Die Zahlen zeigen zwar an vielen Orten in die Höhe, wie eine Abfrage bei den Behörden im Ruhrgebiet ergibt, allerdings nirgends so stark wie in Essen. Mülheim, das zum selben Präsidium gehört, soll weit weniger stark betroffen sein. Ein Kontrast zeigt sich auch in Dortmund: Bis zum August sind die Zahlen hier um 53 Prozent gestiegen gegenüber dem Vorjahreszeitraum. Im benachbarten Lünen allerdings sind sie um 35 Prozent gesunken. In Bochum stagniert die Entwicklung. Wie in Duisburg gibt es im Kreis Recklinghausen im laufenden Jahr eine Zunahme der Diebstähle um etwa 20 Prozent. Doch die Zahlen in Bottrop sind sogar leicht gesunken, während sie in Gladbeck über dem Schnitt liegen. Mehrere Einzeltäter haben hier Räder an Schulen gestohlen, konnten aber geschnappt werden.

Der Langfrist-Vergleich schafft Perspektive: Im vergangenen Jahr ist zwar für die deutschen Versicherer ein Rekordschaden von 140 Millionen Euro entstanden, doch dies ist wiederum durch den Trend zu teureren und elektrischen Rädern bedingt. Die Fallzahlen haben noch nicht ganz das Vor-Corona-Niveau erreicht und lagen vor zehn Jahren noch ein Fünftel höher.

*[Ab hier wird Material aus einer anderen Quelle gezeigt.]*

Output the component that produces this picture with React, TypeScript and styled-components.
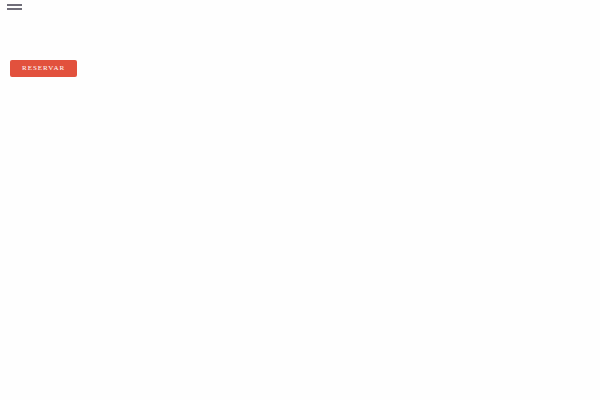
import * as React from "react";
import styled, { createGlobalStyle } from "styled-components";

const GlobalStyle = createGlobalStyle`
  * {
    box-sizing: border-box;
  }

  body {
    margin: 0;
    background-color: #fefefe;
    font-family: "Liberation Serif", "Times New Roman", serif;
  }
`;

const Header = styled.header`
  display: flex;
  padding: 4px 7px;
`;

const MenuButton = styled.button`
  display: flex;
  flex-direction: column;
  gap: 2px;
  width: 15px;
  padding: 0;
  border: none;
  background: none;
  cursor: pointer;
`;

const MenuBar = styled.span`
  width: 100%;
  height: 2px;
  background-color: #6f6d78;
`;

const Main = styled.main`
  display: flex;
  padding: 46px 10px;
`;

const BookingLink = styled.a`
  padding: 4px 12px;
  border-radius: 2px;
  background-color: #e2513d;
  color: #fff;
  font-size: 7px;
  font-weight: 400;
  line-height: 9px;
  letter-spacing: 1px;
  text-decoration: none;
  text-transform: uppercase;
`;

const App: React.FC = () => (
  <>
    <GlobalStyle />
    <Header>
      <MenuButton type="button" aria-label="Menú">
        <MenuBar />
        <MenuBar />
      </MenuButton>
    </Header>
    <Main>
      <BookingLink href="#">Reservar</BookingLink>
    </Main>
  </>
);

export default App;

Woanders wird mehr gestohlen

Münster gilt als deutsche Fahrradhochburg. Es ist ebenfalls eine Radklau-Hochburg – pro Kopf gerechnet.
Münster gilt als deutsche Fahrradhochburg. Es ist ebenfalls eine Radklau-Hochburg – pro Kopf gerechnet. © Rüdiger Wölk | imago stock

Auch im Städtevergleich ist das Ruhrgebiet eher unauffällig. Unter den 20 Städten mit den meisten Raddiebstählen pro Einwohner ist für 2022 keine einzige aus der Region zu finden. Die Diebstahlquoten lagen anderswo (Göttingen, Münster, Magdeburg) um ein Vielfaches höher. Selbst mit einer Verdreifachung wäre Essen nicht in dieser Negativliste gelandet.

Einige sehr aktive Täter oder Banden können schnell zu Ausreißern in der Statistik führen. 28 gestohlene Fahrräder und ein E-Bike stellte die Duisburger Polizei Ende Juni in Hochfeld sicher. Es war wohl nur die Spitze des Eisbergs. Monate hatten die Ermittlungen gedauert, drei Spezialeinheiten nahmen schließlich einen Serben, den Drahtzieher, und seine drei deutschen Kumpane mittleren Alters fest. Auf geklärte 116 Strafanzeigen will die Polizei im Kreis Recklinghausen kommen. Sie hatte ebenfalls in monatelanger Kleinarbeit fünf Verdächtige aus Herten und Dorsten ermittelt. Sie sind erst 16 bis 23 Jahre alt.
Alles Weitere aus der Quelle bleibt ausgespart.